C'est pourquoi nous avons l'ambition de réformer la fiscalité.
De manière graduelle, parce que nous savons que le mythe du "grand soir fiscal" est le meilleur synonyme de l'immobilisme.
De manière méthodique, parce qu'il serait contre-productif de toucher chaque année à chaque impôt : nous ne reviendrons pas sur les règles du jeu posées l'année dernière pour la fiscalité de l'épargne ou pour les niches fiscales de l'I.R. et de l'I.S.

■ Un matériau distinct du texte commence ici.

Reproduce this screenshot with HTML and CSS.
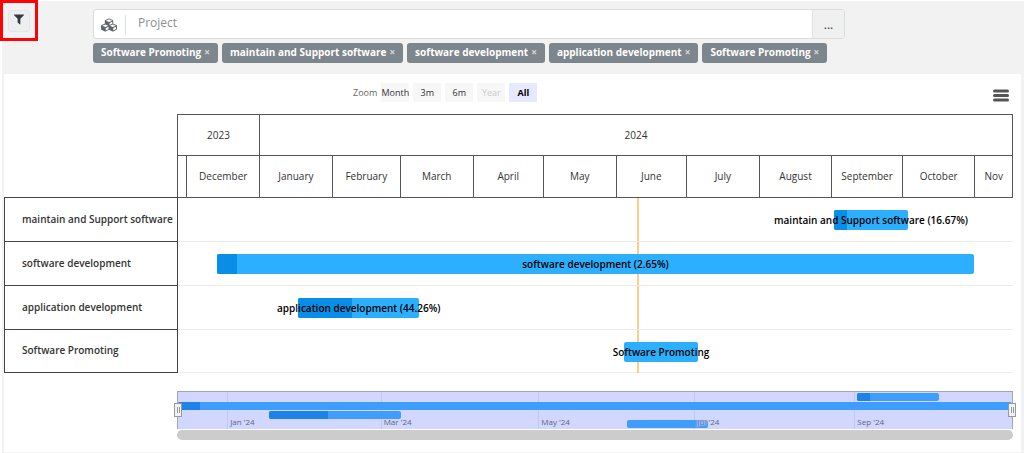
FILE: index.html
```html
<!DOCTYPE html>
<html lang="en">
<head>
<meta charset="utf-8">
<title>Project timeline</title>
<link rel="stylesheet" href="styles.css">
</head>
<body>
<div class="page">
  <header class="toolbar">
    <div class="filter-frame">
      <button class="filter-button" type="button" aria-label="Filter">
        <svg class="filter-icon" viewBox="192 256 1408 1408" aria-hidden="true"><path d="M1595 295q17 41-14 70l-493 493v742q0 42-39 59-13 5-25 5-27 0-45-19l-256-256q-19-19-19-45v-486l-493-493q-31-29-14-70 17-39 59-39h1280q42 0 59 39z"/></svg>
      </button>
    </div>
    <div class="filters">
      <div class="project-field">
        <label class="field-icon" for="project" aria-label="Project">
          <svg class="cubes-icon" viewBox="0 0 2304 1792" aria-hidden="true"><path d="M640 1632l384-192v-314l-384 164v342zm-64-454l404-173-404-173-404 173zm1088 454l384-192v-314l-384 164v342zm-64-454l404-173-404-173-404 173zm-448-293l384-165v-266l-384 164v267zm-64-379l441-189-441-189-441 189zm1088 518v416q0 36-19 67t-52 47l-448 224q-25 14-57 14t-57-14l-448-224q-4-2-7-4-2 2-7 4l-448 224q-25 14-57 14t-57-14l-448-224q-33-16-52-47t-19-67v-416q0-38 21.500-70t56.500-48l434-186v-400q0-38 21.500-70t56.500-48l448-192q23-10 50-10t50 10l448 192q35 16 56.500 48t21.500 70v400l434 186q36 16 57 48t21 70z"/></svg>
        </label>
        <input class="project-input" id="project" type="text" placeholder="Project">
        <button class="browse-button" type="button" aria-label="Browse projects">...</button>
      </div>
      <div class="tags">
        <span class="tag">Software Promoting<button class="tag-remove" type="button">×</button></span>
        <span class="tag">maintain and Support software<button class="tag-remove" type="button">×</button></span>
        <span class="tag">software development<button class="tag-remove" type="button">×</button></span>
        <span class="tag">application development<button class="tag-remove" type="button">×</button></span>
        <span class="tag">Software Promoting<button class="tag-remove" type="button">×</button></span>
      </div>
    </div>
  </header>

  <main class="panel">
    <div class="chart-tools">
      <div class="ranges">
        <span class="ranges-label">Zoom</span>
        <button class="range" type="button">Month</button>
        <button class="range" type="button">3m</button>
        <button class="range" type="button">6m</button>
        <button class="range" type="button" disabled>Year</button>
        <button class="range range-active" type="button">All</button>
      </div>
      <button class="menu-button" type="button" aria-label="Chart menu">
        <svg class="menu-icon" viewBox="0 0 16 13" aria-hidden="true"><path d="M1.500 2h13M1.500 6.500h13M1.500 11h13"/></svg>
      </button>
    </div>

    <div class="gantt">
      <div class="axis">
        <div class="years">
          <div class="cell">2023</div><div class="cell">2024</div>
        </div>
        <div class="months">
          <div class="cell"></div><div class="cell">December</div><div class="cell">January</div><div class="cell">February</div><div class="cell">March</div><div class="cell">April</div><div class="cell">May</div><div class="cell">June</div><div class="cell">July</div><div class="cell">August</div><div class="cell">September</div><div class="cell">October</div><div class="cell">Nov</div>
        </div>
      </div>
      <div class="rows">
        <div class="row">
          <div class="row-name">maintain and Support software</div>
          <div class="track">
            <div class="bar" style="left:78.6%;width:8.8%"><span class="done" style="width:16.67%"></span><span class="bar-label">maintain and Support software (16.67%)</span></div>
          </div>
        </div>
        <div class="row">
          <div class="row-name">software development</div>
          <div class="track">
            <div class="bar" style="left:4.7%;width:90.6%"><span class="done" style="width:2.65%"></span><span class="bar-label">software development (2.65%)</span></div>
          </div>
        </div>
        <div class="row">
          <div class="row-name">application development</div>
          <div class="track">
            <div class="bar" style="left:14.4%;width:14.5%"><span class="done" style="width:44.26%"></span><span class="bar-label">application development (44.26%)</span></div>
          </div>
        </div>
        <div class="row">
          <div class="row-name">Software Promoting</div>
          <div class="track">
            <div class="bar" style="left:53.4%;width:8.9%"><span class="bar-label">Software Promoting</span></div>
          </div>
        </div>
      </div>
    </div>

    <div class="navigator">
      <div class="overview">
        <span class="tick" style="left:5.9%"></span>
        <span class="tick" style="left:24.3%"></span>
        <span class="tick" style="left:43.2%"></span>
        <span class="tick" style="left:61.9%"></span>
        <span class="tick" style="left:81.1%"></span>
        <div class="lane"><div class="mini" style="left:81.4%;width:9.8%"><span class="mini-done" style="width:16.67%"></span></div></div>
        <div class="lane"><div class="mini" style="left:0%;width:100%"><span class="mini-done" style="width:2.65%"></span></div></div>
        <div class="lane"><div class="mini" style="left:10.9%;width:15.9%"><span class="mini-done" style="width:44.26%"></span></div></div>
        <div class="lane"><div class="mini" style="left:53.8%;width:9.7%"></div></div>
        <span class="date" style="left:5.9%">Jan '24</span>
        <span class="date" style="left:24.3%">Mar '24</span>
        <span class="date" style="left:43.2%">May '24</span>
        <span class="date" style="left:61.9%">Jul '24</span>
        <span class="date" style="left:81.1%">Sep '24</span>
        <span class="handle handle-start"></span>
        <span class="handle handle-end"></span>
      </div>
      <div class="scrollbar"></div>
    </div>
  </main>
</div>
</body>
</html>
```

FILE: styles.css
```css
* {
  box-sizing: border-box;
}

body {
  margin: 0;
  background: #fff;
  color: #333;
  font-family: "Open Sans", "Noto Sans", sans-serif;
  font-size: 10px;
}

button,
input {
  margin: 0;
  padding: 0;
  border: 0;
  font: inherit;
  color: inherit;
}

.page {
  margin: 1px 0 0 2px;
  padding: 0 3px 2px 2px;
  background: #f2f2f2;
}

/* Filter toolbar */

.toolbar {
  display: flex;
  align-items: flex-start;
  min-height: 73px;
  margin-left: -4px;
}

.filter-frame {
  flex: none;
  display: flex;
  align-items: center;
  justify-content: center;
  width: 38px;
  height: 41px;
  margin-top: -1px;
  border: 3px solid #fb0307;
}

.filter-button {
  display: flex;
  align-items: flex-start;
  justify-content: center;
  width: 22px;
  height: 22px;
  padding-top: 3px;
  border: 1px solid #e4e6e8;
  border-radius: 3px;
  background: #eceeef;
}

.filter-icon {
  width: 10px;
  height: 11px;
  fill: #343a40;
}

.filters {
  flex: 1;
  max-width: 807px;
  padding: 8px 0 0 55px;
}

.project-field {
  display: flex;
  height: 30px;
  border: 1px solid #d9dbdc;
  border-radius: 3px;
  background: #fff;
}

.field-icon {
  display: flex;
  align-items: center;
  justify-content: center;
  width: 32px;
  margin: 5px 0 3px;
  border-right: 1px solid #dee0e2;
}

.cubes-icon {
  width: 17px;
  height: 14px;
  fill: #5f666c;
}

.project-input {
  flex: 1;
  min-width: 0;
  padding: 0 12px 3px;
  background: transparent;
  font-size: 12px;
}

.project-input::placeholder {
  color: #8e8e8e;
}

.browse-button {
  width: 32px;
  border-left: 1px solid #e0e2e3;
  background: #f0f0f0;
  font-size: 12px;
}

.tags {
  display: flex;
  flex-wrap: wrap;
  gap: 4px;
  margin-top: 4px;
}

.tag {
  display: flex;
  align-items: center;
  gap: 3px;
  height: 20px;
  padding: 0 8px 2px;
  border-radius: 3px;
  background: #7d868d;
  color: #fff;
  font-weight: 700;
}

.tag-remove {
  background: none;
  color: #d5d9dc;
}

/* Chart */

.panel {
  padding: 9px 8px 12px 0;
  background: #fff;
}

.chart-tools {
  display: flex;
  justify-content: space-between;
  padding: 0 4px 0 349px;
}

.ranges {
  display: flex;
  align-items: center;
  gap: 4px;
  font-size: 9px;
}

.ranges-label {
  color: #666;
}

.range {
  display: flex;
  align-items: center;
  justify-content: center;
  width: 28px;
  height: 19px;
  background: #f7f7f7;
  color: #333;
}

.range:disabled {
  color: #ccc;
}

.range-active {
  background: #e6e9ff;
  color: #000;
  font-weight: 700;
}

.menu-button {
  display: flex;
  align-items: flex-end;
  background: none;
}

.menu-icon {
  width: 16px;
  height: 13px;
  fill: none;
  stroke: #555;
  stroke-width: 3;
  stroke-linecap: round;
}

.gantt {
  margin-top: 12px;
}

.axis {
  margin-left: 173px;
  border: 1px solid #555;
  border-width: 1px 0 0 1px;
}

.years,
.months {
  display: grid;
  height: 42px;
}

.years {
  grid-template-columns: minmax(0, 35fr) minmax(0, 321fr);
  height: 41px;
}

.months {
  grid-template-columns:
    minmax(0, 4fr) minmax(0, 31fr) minmax(0, 31fr) minmax(0, 29fr)
    minmax(0, 31fr) minmax(0, 30fr) minmax(0, 31fr) minmax(0, 30fr)
    minmax(0, 31fr) minmax(0, 31fr) minmax(0, 30fr) minmax(0, 31fr)
    minmax(0, 16fr);
}

.cell {
  display: flex;
  align-items: center;
  justify-content: center;
  padding-bottom: 1px;
  border: 1px solid #555;
  border-width: 0 1px 1px 0;
}

.rows {
  margin-top: -1px;
}

.row {
  display: flex;
  height: 44px;
}

.row-name {
  flex: none;
  display: flex;
  align-items: center;
  width: 174px;
  padding: 0 0 2px 17px;
  border: 1px solid #444;
  border-bottom: 0;
  font-weight: 600;
  white-space: nowrap;
}

.row:last-child .row-name {
  border-bottom: 1px solid #444;
}

.track {
  flex: 1;
  position: relative;
  border-top: 1px solid #ececec;
}

.row:first-child .track {
  border-top-color: #555;
}

.row:last-child .track {
  border-bottom: 1px solid #ececec;
}

/* Marker for the current date, behind the bars */
.track::before {
  content: "";
  position: absolute;
  top: 0;
  bottom: -1px;
  left: 55%;
  width: 2px;
  background: #fbcf85;
}

.bar {
  position: absolute;
  top: 12px;
  display: flex;
  align-items: center;
  justify-content: center;
  height: 20px;
  border-radius: 2px;
  background: #2caffe;
  color: #000;
}

.done,
.mini-done {
  position: absolute;
  top: 0;
  bottom: 0;
  left: 0;
  border-radius: 2px 0 0 2px;
  background: #0a8de6;
}

.bar-label {
  position: relative;
  flex: none;
  font-weight: 600;
  white-space: nowrap;
}

/* Overview strip */

.navigator {
  margin: 18px 0 0 173px;
}

.overview {
  position: relative;
  padding-top: 1px;
  border: 1px solid #a3a6b8;
  border-bottom: 0;
  background: #d1d7ff;
}

.lane {
  position: relative;
  height: 9px;
}

.mini {
  position: absolute;
  top: 0;
  height: 8px;
  border-radius: 2px;
  background: #3f9dfd;
}

.mini-done {
  background: #1d83e8;
}

.tick {
  position: absolute;
  top: 0;
  bottom: 0;
  width: 1px;
  background: #c3c8ec;
}

.date {
  position: absolute;
  bottom: 2px;
  padding-left: 3px;
  color: #5f6484;
  font-size: 8px;
  line-height: 11px;
  text-shadow: 0 0 1px #d1d7ff, 0 0 1px #d1d7ff, 0 0 2px #d1d7ff, 0 0 2px #d1d7ff;
}

.handle {
  position: absolute;
  top: 11px;
  width: 8px;
  height: 14px;
  border: 1px solid #999;
  background: linear-gradient(#999, #999) 2px 3px / 1px 6px no-repeat,
    linear-gradient(#999, #999) 4px 3px / 1px 6px no-repeat, #f2f2f2;
}

.handle-start {
  left: -4px;
}

.handle-end {
  right: -4px;
}

.scrollbar {
  height: 10px;
  margin-top: 1px;
  border-radius: 5px;
  background: #ccc;
}
```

De manière concertée, parce qu'en ce domaine peut-être davantage qu'ailleurs, il est nécessaire d'écouter et de discuter avant de décider : avec Christian Sautter, nous avons déjà eu de nombreux contacts avec les parlementaires, notamment ceux de la majorité. Nous organiserons à partir du 15 juin une large concertation à Bercy avec les élus et les forces économiques et sociales, les syndicats, les représentants des entreprises. J'ai choisi une méthode dont on a dit parfois qu'elle est nouvelle pour un ministre des finances : celle du dialogue avant la réforme, du dialogue pour la réforme. Avec certaines règles du jeu que nous donnerons à l'avance, C. Sautter et moi sommes résolus à appliquer aussi cette méthode à la fiscalité. Puis le Premier ministre tranchera d'ici la fin juillet.
Voici pourquoi le Gouvernement a choisi pour cette année de concentrer ses efforts sur trois chantiers : la fiscalité locale, la fiscalité du patrimoine et la fiscalité écologique.
Voici, à grands traits, l'essentiel de la stratégie que détaille le document que le Gouvernement vous a adressé. Encore une fois, je suis heureux que ce débat ait lieu, et qu'il ait lieu suffisamment en amont des choix budgétaires qui vous seront présentés à l'automne. J'attends de ce débat qu'il éclaire les orientations que le Gouvernement va adopter dans les semaines à venir en matière de dépense, d'évolution à moyen terme du déficit, et de fiscalité.